En fin de siècle, Universal met
en branle une nouvelle adaptation de La Momie, qui n’a plus grand-chose à voir
avec les films d’épouvante d’autrefois, puisqu’elle pioche allègrement du côté
d’Indiana Jones. Des scorpions mal intentionnés sont bien là pour assurer
quelques frissons, mais le ton reste très orienté "famille" - le
héros, Rick O’Connell, est toujours accompagné de sa femme, leur fiston, et son
beauf. S’il ne réinvente jamais la roue dessinée par Spielberg au début des
années 80, La Momie reste une sympathique pellicule qui tient encore la route. Ainsi
l’aspect années 20-30 lui confère-t-il une atmosphère gentiment surannée, comme
c'est le cas pour Dick Tracy, Le Fantôme du Bengale et The Shadow, trois
adaptations de comic books s’inscrivant également dans la tendance. On ne peut
néanmoins pas en dire autant de ses deux suites : le nullissime Le Retour
de la Momie renvoie sans ambages et sans bonne raison ses héros chasser la même
momie (d’où le titre) et un autre méchant encore plus méchant : le Roi
Scorpion, interprété par un Dwayne Johnson pas encore acteur le mieux payé au
monde. Sentant que la Momie et ses bandelettes commence gentiment à sentir le
sapin (ou plutôt les bandelettes moisies), Universal enverra – tardivement – la
famille O’Connell en tataner une autre (l’Empereur dragon) interprété par un
acteur asiatique côté (Jet Li) et sous la houlette d’un réalisateur souvent
efficace au box-office (un Rob Cohen post-Fast & Furious). L’opération
commerciale s’avèrera fructueuse (le Roi Scorpion aura même droit à son propre spin-off, qui connaîtra lui trois suites) mais le cœur n’y est plus :
Universal remet la momie dans son sarcophage et le pourtant sympathique Brendan
Fraser retourne à son semi-anonymat. D’autres « vedettes » maisons
connaîtront ensuite de nouvelles moutures en forme de coup d’épée dans l’eau :
Van Helsing, Wolfman, Dracula Untold.
A voir les premières images de cette Momie cuvée 2017 portée par Tom Cruise, il est difficile de penser aux films qui l’ont précédée – qu’il s’agisse de la première ou de la deuxième période. En fait, on parierait même que celui qui tombe dessus sans savoir de quel film il s’agit aurait l’impression de voir un nouveau Mission : Impossible qui, pour se dégourdir les jambes, se serait aventuré sur le terrain du fantastique. Voyez plutôt : dans cette bande-annonce, Tom Cruise court, Tom Cruise fait des cabrioles en avion, Tom Cruise sauve le monde avec une héroïne qui a l’âge d’être sa fille.

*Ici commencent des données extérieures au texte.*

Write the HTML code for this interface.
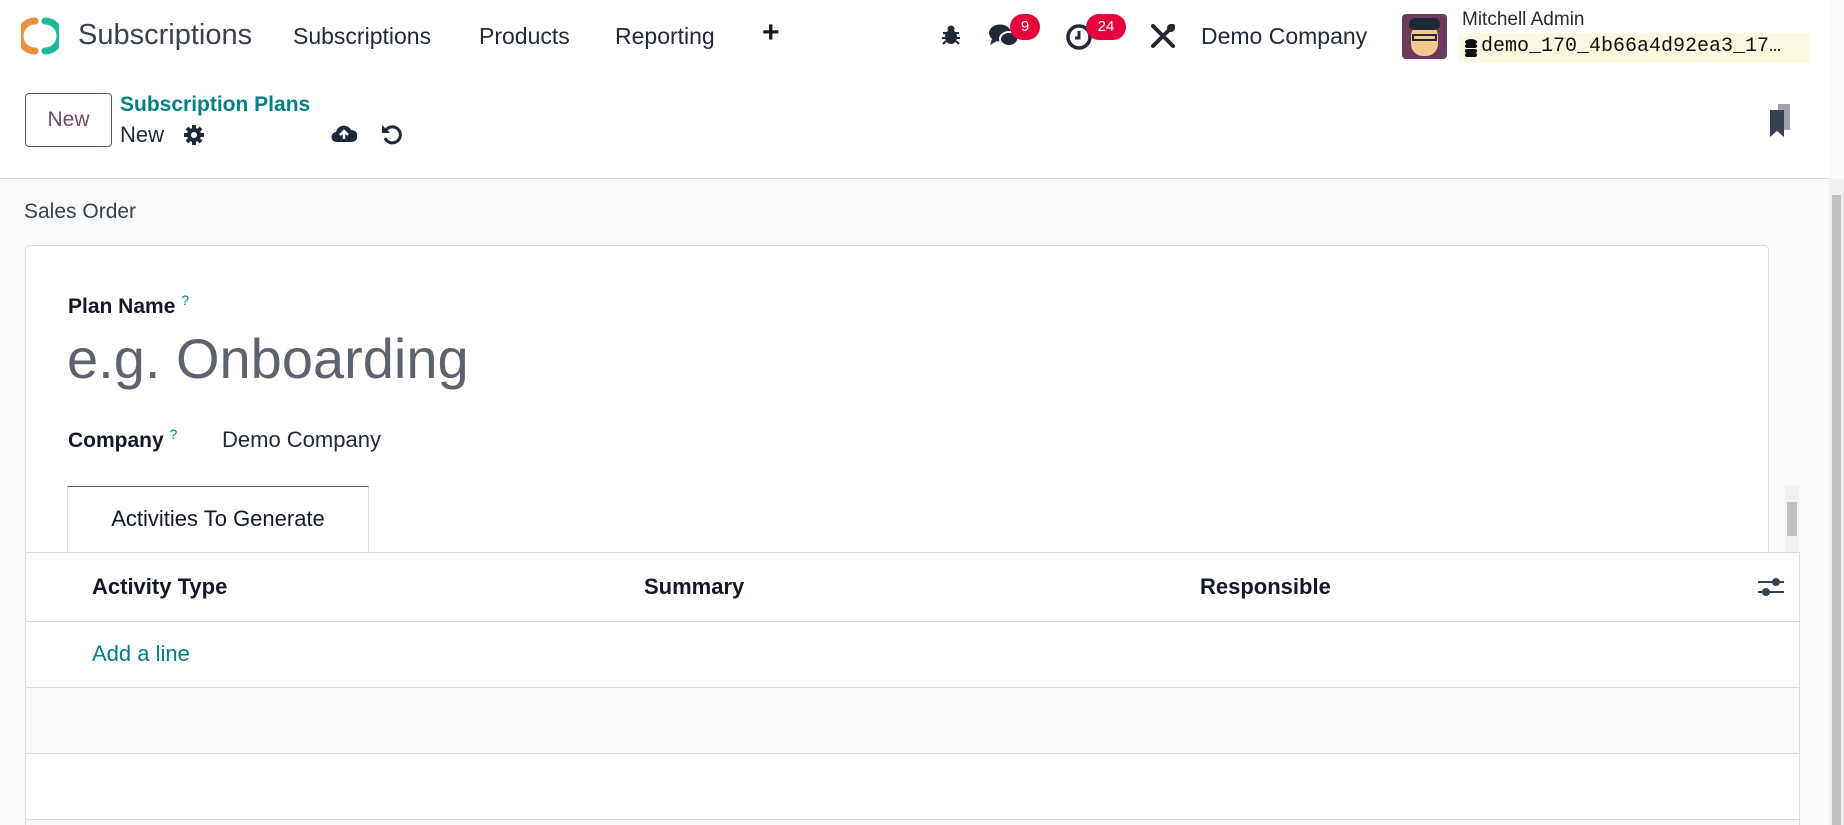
<!DOCTYPE html>
<html style="height:825px;overflow:hidden"><head><meta charset="utf-8"><style>
*{box-sizing:border-box;margin:0;padding:0}
body{width:1844px;height:825px;overflow:hidden;background:#f9fafb;font-family:"Liberation Sans",sans-serif;color:#111827;position:relative}
.a{position:absolute;white-space:nowrap}
.top{position:absolute;left:0;top:0;width:1829px;height:179px;background:#fff;border-bottom:1px solid #d8dadd}
.nav{font-size:23px;color:#1f2937}
.badge{position:absolute;background:#e6003c;color:#fff;font-size:15px;border-radius:13px;height:26px;line-height:26px;text-align:center}
.card{position:absolute;left:25px;top:245px;width:1744px;height:580px;background:#fff;border:1px solid #d8dadd;border-bottom:none;border-radius:5px 5px 0 0}
.hr{position:absolute;left:25px;width:1774px;height:1px;background:#d8dadd}
.th{font-size:22px;font-weight:bold;color:#111827}
</style></head><body>
<div class="top"></div>
<svg class="a" style="left:21px;top:16px" width="38" height="40" viewBox="0 0 38 40"><path d="M14 5 A15 15 0 0 0 14 35" fill="none" stroke="#e8913f" stroke-width="7" stroke-linecap="round"/><path d="M24 5 A15 15 0 0 1 24 35" fill="none" stroke="#1fb89a" stroke-width="7" stroke-linecap="round"/></svg>
<div class="a" style="left:78px;top:19px;font-size:29px;color:#374151">Subscriptions</div>
<div class="a nav" style="left:293px;top:23px">Subscriptions</div>
<div class="a nav" style="left:479px;top:23px">Products</div>
<div class="a nav" style="left:615px;top:23px">Reporting</div>
<div class="a" style="left:762px;top:16px;font-size:30px;font-weight:bold;color:#111827">+</div>
<svg class="a" style="left:941px;top:24px" width="20" height="22" viewBox="0 0 20 22"><ellipse cx="10" cy="13" rx="6" ry="7" fill="#1f2937"/><circle cx="10" cy="5" r="3.5" fill="#1f2937"/><path d="M2 9h16M1 14h18M2 20l3-3M18 20l-3-3" stroke="#1f2937" stroke-width="2"/></svg>
<svg class="a" style="left:988px;top:22px" width="32" height="28" viewBox="0 0 32 28"><ellipse cx="12" cy="11" rx="11" ry="8.5" fill="#1f2937"/><path d="M4 17l-2 6 7-4z" fill="#1f2937"/><ellipse cx="21" cy="17" rx="9" ry="7" fill="#1f2937" stroke="#fff" stroke-width="2"/></svg>
<div class="badge" style="left:1010px;top:14px;width:30px">9</div>
<svg class="a" style="left:1066px;top:23px" width="28" height="28" viewBox="0 0 28 28"><circle cx="13" cy="14" r="11" fill="none" stroke="#1f2937" stroke-width="3.5"/><path d="M13 8v7h-4" fill="none" stroke="#1f2937" stroke-width="3"/></svg>
<div class="badge" style="left:1086px;top:14px;width:40px">24</div>
<svg class="a" style="left:1150px;top:23px" width="26" height="26" viewBox="0 0 26 26"><path d="M3 3l20 20M23 3L3 23" stroke="#1f2937" stroke-width="4" stroke-linecap="round"/><circle cx="21" cy="5" r="4" fill="#1f2937"/></svg>
<div class="a nav" style="left:1201px;top:23px">Demo Company</div>
<div class="a" style="left:1402px;top:14px;width:45px;height:45px;border-radius:4px;background:#6b3a5c;overflow:hidden"><div style="position:absolute;left:9px;top:10px;width:27px;height:32px;border-radius:12px;background:#f3c98f"></div><div style="position:absolute;left:7px;top:4px;width:31px;height:12px;border-radius:8px;background:#1f2937"></div><div style="position:absolute;left:10px;top:20px;width:25px;height:7px;border:2px solid #1f2937"></div></div>
<div class="a" style="left:1462px;top:9px;font-size:19px;color:#1f2937">Mitchell Admin</div>
<div class="a" style="left:1459px;top:33px;width:350px;height:30px;background:#fbf8e1"></div>
<svg class="a" style="left:1465px;top:39px" width="12" height="18" viewBox="0 0 12 18"><ellipse cx="6" cy="3" rx="6" ry="3" fill="#111"/><rect x="0" y="5" width="12" height="4" rx="2" fill="#111"/><rect x="0" y="10" width="12" height="4" rx="2" fill="#111"/><rect x="0" y="14" width="12" height="4" rx="2" fill="#111"/></svg>
<div class="a" style="left:1481px;top:35px;font-family:'Liberation Mono',monospace;font-size:20px;color:#111">demo_170_4b66a4d92ea3_17…</div>
<div class="a" style="left:25px;top:93px;width:87px;height:54px;border:1px solid #714b67;border-radius:4px;color:#714b67;font-size:21px;text-align:center;line-height:52px">New</div>
<div class="a" style="left:120px;top:93px;font-size:21px;font-weight:bold;color:#017e84">Subscription Plans</div>
<div class="a" style="left:120px;top:122px;font-size:22px;color:#1f2937">New</div>
<svg class="a" style="left:183px;top:124px" width="22" height="22" viewBox="0 0 22 22"><g stroke="#1f2937" stroke-width="4"><path d="M11 1v20M1 11h20M4 4l14 14M18 4L4 18"/></g><circle cx="11" cy="11" r="7" fill="#1f2937"/><circle cx="11" cy="11" r="3" fill="#fff"/></svg>
<svg class="a" style="left:331px;top:122px" width="26" height="22" viewBox="0 0 26 22"><path d="M6 20a5 5 0 0 1-1-10 8 8 0 0 1 15-2 6 6 0 0 1 1 12z" fill="#1f2937"/><path d="M13 17v-7M9 13l4-4 4 4" stroke="#fff" stroke-width="2.5" fill="none"/></svg>
<svg class="a" style="left:380px;top:122px" width="24" height="24" viewBox="0 0 24 24"><path d="M6 8a8 8 0 1 1-1 8" fill="none" stroke="#1f2937" stroke-width="3"/><path d="M2 3v8h8z" fill="#1f2937"/></svg>
<svg class="a" style="left:1770px;top:104px" width="22" height="34" viewBox="0 0 22 34"><rect x="8" y="0" width="12" height="26" fill="#9ca3af"/><path d="M0 6h14v27l-7-6-7 6z" fill="#374151"/></svg>
<div class="a" style="left:1829px;top:179px;width:15px;height:646px;background:#f1f1f1"></div>
<div class="a" style="left:1832px;top:195px;width:9px;height:630px;background:#c1c1c1"></div>
<div class="a" style="left:24px;top:200px;font-size:21px;color:#374151">Sales Order</div>
<div class="card"></div>
<div class="a" style="left:68px;top:292px;font-size:21px;font-weight:bold;color:#111827">Plan Name <sup style="color:#017e84;font-size:14px;font-weight:normal">?</sup></div>
<div class="a" style="left:67px;top:326px;font-size:56px;color:#5d6271">e.g. Onboarding</div>
<div class="a" style="left:68px;top:426px;font-size:21px;font-weight:bold;color:#111827">Company <sup style="color:#017e84;font-size:14px;font-weight:normal">?</sup></div>
<div class="a" style="left:222px;top:427px;font-size:22px;color:#1f2937">Demo Company</div>
<div class="a" style="left:67px;top:486px;width:302px;height:67px;background:#fff;border:1px solid #d8dadd;border-top:1px solid #714b67;border-bottom:none;font-size:22px;color:#111827;text-align:center;line-height:64px">Activities To Generate</div>
<div class="a" style="left:1785px;top:486px;width:14px;height:66px;background:#f1f1f1"></div>
<div class="a" style="left:1787px;top:502px;width:10px;height:34px;background:#c1c1c1"></div>
<div class="a" style="left:25px;top:552px;width:1775px;height:273px;background:#fff;border-left:1px solid #d8dadd;border-right:1px solid #d8dadd"></div>
<div class="hr" style="top:552px"></div>
<div class="a th" style="left:92px;top:574px">Activity Type</div>
<div class="a th" style="left:644px;top:574px">Summary</div>
<div class="a th" style="left:1200px;top:574px">Responsible</div>
<svg class="a" style="left:1758px;top:576px" width="26" height="22" viewBox="0 0 26 22"><path d="M0 6h26M0 16h26" stroke="#374151" stroke-width="2"/><circle cx="18" cy="6" r="4" fill="#374151"/><circle cx="8" cy="16" r="4" fill="#374151"/></svg>
<div class="hr" style="top:621px"></div>
<div class="a" style="left:92px;top:641px;font-size:22px;color:#017e84">Add a line</div>
<div class="hr" style="top:687px"></div>
<div class="a" style="left:26px;top:688px;width:1773px;height:65px;background:#f9f9f9"></div>
<div class="hr" style="top:753px"></div>
<div class="hr" style="top:819px"></div>
<div class="a" style="left:26px;top:820px;width:1773px;height:5px;background:#f9f9f9"></div>
</body></html>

Dans La Momie, Cruise joue un militaire. Comme dans une bonne partie de ses films, de Top Gun à son prochain film, Barry Seal, prévu également pour 2017. La récurrence provient évidemment d’un choix conscient de la part de l’acteur – mais pas seulement. Dans sa critique de Suicide Squad, le journaliste David Edelstein mettait très justement en évidence le genre dans lequel s’inscrit l’ensemble des blockbusters modernes ainsi que l’idéologie qui les gouverne : « il est important de rappeler que des films comme Suicide Squad, X-Men : Apocalypse ou Captain America : Civil War sont des films paramilitaires, ayant beaucoup plus à voir avec les films sur la Seconde guerre mondiale que, disons, les premiers films Batman ou Superman. ». Au vu des premières images de cette nouvelle Momie, on se dit d’emblée qu'elle s’inscrit précisément dans la même tendance. Pire, aucune ambition visuelle ne semble émaner de celle-ci ; là encore, on pense aux films du Marvel Comedy Club. Aussi imparfaits que soient X-Men : Apocalypse ou Batman vs Superman, on ne peut leur nier l’une de leurs qualités : des univers visuels très forts (respectivement très coloré et très sombre). Chez Marvel, que l’on appelait encore récemment Maison des Idées, on navigue dans des teintes grisâtres-vert kaki, plaquées sur des décors postindustriels. On pourra arguer qu’on ne devrait pas vendre la peau de l’ours avant de l’avoir tué et attendre que cette Momie sorte avant d’en juger. Croisons les orteils.
Plus loin dans son article,
Edelstein pointait du doigt l’hypocrisie de toute une frange de la critique qui
opère d’une scission entre les « bons » blockbusters (grosso modo,
ceux de Marvel et Disney) et les « mauvais » blockbusters (à peu près
tous les autres) : « en termes de storytelling, Suicide Squad
constitue le pire du pire, mais il ne diffère pas tant que ça du mieux du
mieux. C’est toujours de la camelote à prix d’or » - on n’aurait pas dit mieux. Alors qu’elle a recruté, en plus de Tom Cruise, Russell Crowe (en Jekyll/Hyde) et Johnny
Depp (en Homme Invisible) pour jouer ses héros maison, la future saga Universal Monsters nous donne
en outre une idée précise de ce que sont devenus les univers partagés : un
parachute vingt-quatre carats pour stars un peu décaties.